Une pénurie de fonds late stage ?
« En France, l'early-stage représente près de 40 % des levées de fonds (en valeur, ndlr), contre environ 20 % aux Etats-Unis », ajoute Paul-François Fournier. Les deeptech nationales auraient donc du mal à lever en late stage, soit en série B et au delà. C'est en tout cas un constat partagé par Jean Schmitt, président de Jolt Capital : « il est important qu'il y ait des VCs pour financer ces sociétés, mais pousser sur le venture ne semble pas être une nécessité absolue. Nous emmenons toutes ces start-up vers un risque majeur de manquer de financement quand elles auront réussi à grandir un petit peu car il y a trop peu de fonds de growth technologique. » Ainsi, l'association réunissant les acteurs du secteur France Deeptech, qui a présenté il y a deux mois quinze recommandations aux pouvoirs publics, recense un peu plus d'une trentaine de fonds disposant d'une expertise dans les innovations de rupture dans l'Hexagone, mais près des deux tiers interviennent quasi-uniquement dans les premiers tours.

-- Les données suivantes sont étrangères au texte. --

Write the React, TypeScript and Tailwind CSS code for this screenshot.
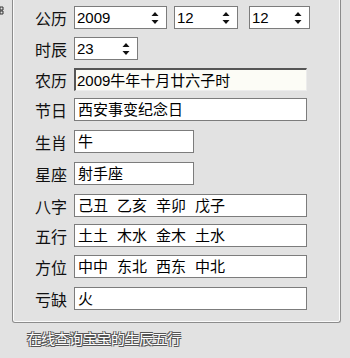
import type { ReactNode } from "react";

const font = "font-['Liberation_Sans','Noto_Sans_CJK_SC',sans-serif]";

function Spin() {
  return (
    <svg width="8" height="14" viewBox="0 0 8 14" className="shrink-0">
      <path d="M4 1 L7.5 5 L0.5 5 Z" fill="#111" />
      <path d="M0.5 9 L7.5 9 L4 13 Z" fill="#111" />
    </svg>
  );
}

function SpinBox({ value, width }: { value: string; width: string }) {
  return (
    <div className={`flex items-center justify-between h-[23px] ${width} bg-white border border-[#7c7c7c] pl-[2px] pr-[7px] text-[15px] text-black leading-none`}>
      <span>{value}</span>
      <Spin />
    </div>
  );
}

function Row({ label, children, className = "" }: { label: string; children: ReactNode; className?: string }) {
  return (
    <div className={`flex items-center h-[23px] ${className}`}>
      <div className="w-[61px] pr-[7px] pt-[4px] text-right text-[16px] text-[#111] leading-none">{label}</div>
      {children}
    </div>
  );
}

function Field({ children, width = "w-[233px]" }: { children: ReactNode; width?: string }) {
  return (
    <div className={`flex items-center h-[23px] ${width} bg-white border border-[#7c7c7c] pl-[3px] text-[15px] text-black leading-none whitespace-pre`}>
      {children}
    </div>
  );
}

function Groups({ items }: { items: string[] }) {
  return (
    <div className="flex gap-[9px]">
      {items.map((t) => (
        <span key={t}>{t}</span>
      ))}
    </div>
  );
}

export default function App() {
  return (
    <div className={`w-[350px] h-[358px] bg-[#e2e2e2] flex flex-col overflow-hidden ${font}`}>
      <div className="flex h-[323px]">
        {/* clipped neighbour control at the left edge */}
        <div className="w-[12px] pt-[6px]">
          <svg width="4" height="9" viewBox="0 0 4 9">
            <path d="M0 1 H3 V4 H0 Z M0 5 H3 V8 H0 Z" fill="none" stroke="#333" strokeWidth="1" />
          </svg>
        </div>

        {/* group box, top edge out of view */}
        <div className="w-[329px] border-x border-b border-[#8c8c8c] rounded-b-[3px] shadow-[inset_1px_0_0_#fafafa,inset_-1px_0_0_#fafafa,inset_0_-1px_0_#fafafa] flex flex-col">
          <Row label="公历" className="mt-[6px]">
            <div className="flex">
              <SpinBox value="2009" width="w-[93px]" />
              <div className="ml-[7px]">
                <SpinBox value="12" width="w-[64px]" />
              </div>
              <div className="ml-[11px]">
                <SpinBox value="12" width="w-[61px]" />
              </div>
            </div>
          </Row>
          <Row label="时辰" className="mt-[8px]">
            <SpinBox value="23" width="w-[64px]" />
          </Row>
          <Row label="农历" className="mt-[8px]">
            <div className="flex items-center h-[23px] w-[233px] bg-[#fcfcf6] border-t-2 border-l-2 border-t-[#555] border-l-[#555] border-r border-b border-r-[#ececec] border-b-[#ececec] pl-[1px] text-[15px] text-black leading-none">
              2009牛年十月廿六子时
            </div>
          </Row>
          <Row label="节日" className="mt-[7px]">
            <Field>西安事变纪念日</Field>
          </Row>
          <Row label="生肖" className="mt-[9px]">
            <Field width="w-[120px]">牛</Field>
          </Row>
          <Row label="星座" className="mt-[9px]">
            <Field width="w-[120px]">射手座</Field>
          </Row>
          <Row label="八字" className="mt-[9px]">
            <Field>
              <Groups items={["己丑", "乙亥", "辛卯", "戊子"]} />
            </Field>
          </Row>
          <Row label="五行" className="mt-[7px]">
            <Field>
              <Groups items={["土土", "木水", "金木", "土水"]} />
            </Field>
          </Row>
          <Row label="方位" className="mt-[8px]">
            <Field>
              <Groups items={["中中", "东北", "西东", "中北"]} />
            </Field>
          </Row>
          <Row label="亏缺" className="mt-[9px]">
            <Field>火</Field>
          </Row>
        </div>
      </div>

      <div className="pl-[27px] pt-[9px] text-[14px] leading-none text-white [text-shadow:1px_1px_0_#555,-1px_-1px_0_#555,1px_-1px_0_#555,-1px_1px_0_#555]">
        在线查询宝宝的生辰五行
      </div>
    </div>
  );
}
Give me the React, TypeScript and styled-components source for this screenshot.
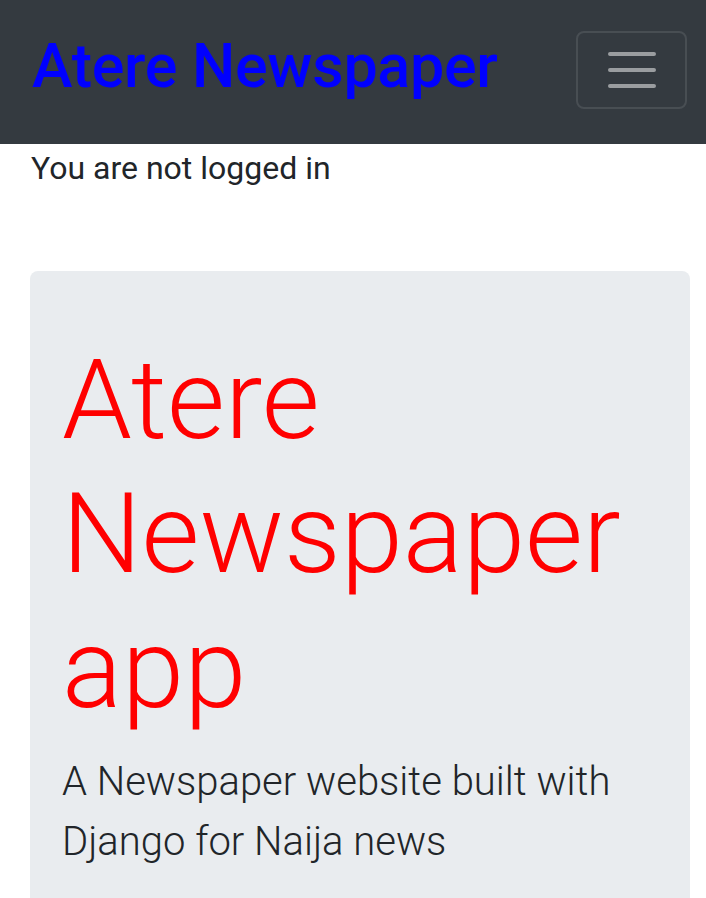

La feuille de route produit pour évaluer la valorisation
Outre l'écosystème, le problème pourrait aussi venir des sociétés selon Philippe Rodriguez, managing partner de la banque d'affaires Avolta Partners. « En fonction de la série, les fonds attendent un certain nombre de livrables (indicateurs, ndlr) très différents. S'ils ne sont pas réalisés, cela peut influencer la volonté et la capacité des investisseurs à refinancer un tour pour atteindre ces mêmes résultats. C'est pour cela que les dirigeants doivent être hyper précis sur leur feuille de route jusqu'à l'industrialisation. » Ces objectifs, et la capacité de la start-up à les atteindre, sont les critères primordiaux pour définir la valorisation d'une deeptech, qui ne réalise souvent pas de chiffre d'affaires ou d'Ebitda. « C'est l'appréciation du papier qui convainc un investisseur d'entrer dans une deeptech, pas la distribution du dividende, précise Jean Schmitt. Le buy-out sur ces sociétés est exactement ce qu'il ne faut pas faire. Les cashflows générés par une start-up ne doivent pas servir à rembourser sa dette d'acquisition, mais plutôt à la faire grandir. »
Des dirigeants peu préparés à l'étape de commercialisation
Par définition, une deeptech nécessite du temps pour arriver à mettre au point un produit commercialisable. Une dizaine d'années sont parfois nécessaires, une période durant laquelle la demande peut avoir évolué. « Ces entreprises ont besoin de faire beaucoup de choses différentes, ajoute Philippe Rodriguez. Elles doivent s'intéresser d'abord à la science pour développer des brevets. Puis, il faut les appliquer à la technologie. Ensuite, elles doivent mettre en place l'industrialisation. Et enfin, s'occuper de la commercialisation. De plus, ces start-up ont souvent de toutes petites équipes pour faire le grand écart entre ces quatre éléments. Être performant sur tous ces points est difficile pour si peu de personnes, d'où le fait que l'adossement est opportun. » Selon le rapport Bpifrance, les ventes de sociétés deeptech sont en forte augmentation, atteignant 25 par an depuis quatre exercices. Les montants de ces opérations ont par ailleurs triplé entre la période 2015-2019 et 2020-2024. « Dans la réalité, les entreprises vendues auraient pu lever de l'argent, mais elles vont souvent chercher les compétences industrielles ou commerciales qui leur manquent », explique Philippe Rodriguez. Contrairement aux années précédentes, « la majorité des acquéreurs étaient français (58 %, ndlr) en 2024 », indique Paul-François Fournier, qui souligne également une « baisse drastique des IPO au profit des rachats corporates ».